Citing the Supreme Court’s decidedly originalist approach in the landmark Second Amendment Heller case, with a majority opinion written by Scalia, Jackson acknowledged that “the Supreme Court has established that the right to keep and bear arms is a fundamental right,” but she went further, discussing the original-public-meaning analysis of the dissents and concluding, “that is now the way in which constitutional interpretation is done.”

Even when asked about stare decisis, the doctrine of adhering to prior Supreme Court precedents, multiple Democratic senators offered Jackson the opportunity to endorse the theory of “super-precedents” such as Roe v. Wade that are given special immunity from being reconsidered. Even as recently as Justice Barrett’s hearings, Republican nominees were hectored to endorse this sort of thing. Jackson declined. Every query from senators of either party about precedents elicited the same response about the general test for evaluating whether to adhere to precedents. She even said that she had never heard a judge refer to a “super-precedent.”

“My methodology,” she called this approach so many times that if you took a drink each time, you’d have been under the table by sundown. Even progressive senators did not quibble. Mazie Hirono of Hawaii listened through this and told Jackson that she would endorse this approach. Sasse, after listening to Jackson’s testimony, closed by thanking her for illustrating how far Bork and Scalia had moved the legal field.

Is Jackson sincere?
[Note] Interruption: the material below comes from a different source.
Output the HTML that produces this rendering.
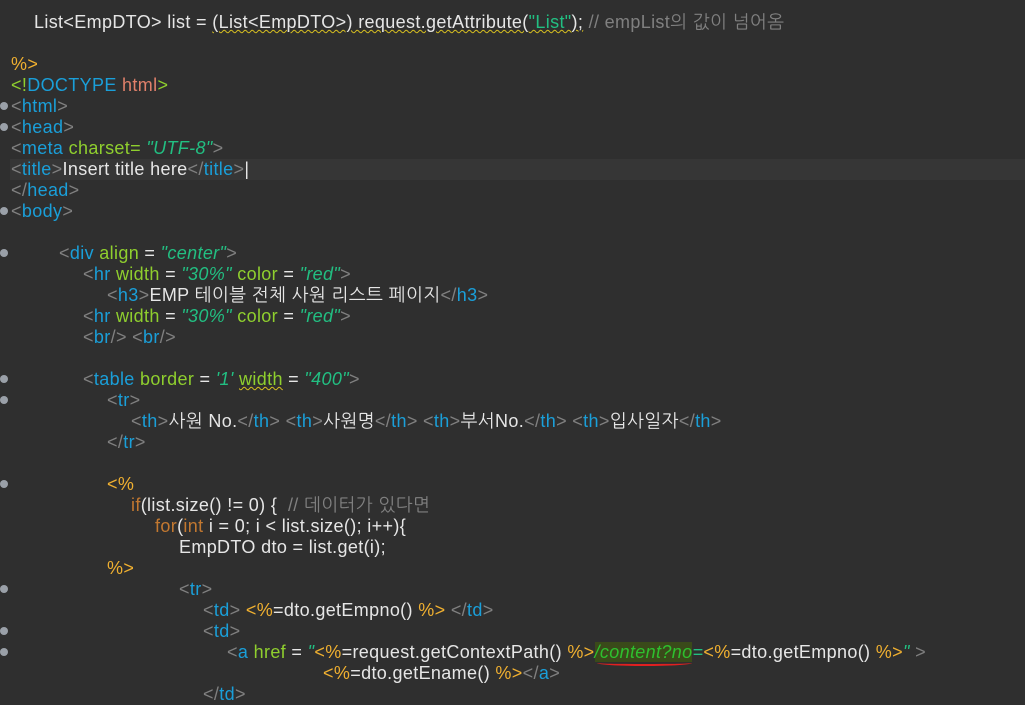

There are reasons in her record to be dubious, and if she is confirmed, we can’t and won’t truly know the answer until she is on the Court. But battles of ideas can never be won by those who refuse to fight them in a public forum. The marketplace of ideas is unforgiving to those who won’t sell their own wares. Even when offered the biggest possible public stage to discuss the proper interpretation of the Constitution, neither Judge Ketanji Brown Jackson nor her Democratic supporters could do better than to agree with Justice Scalia.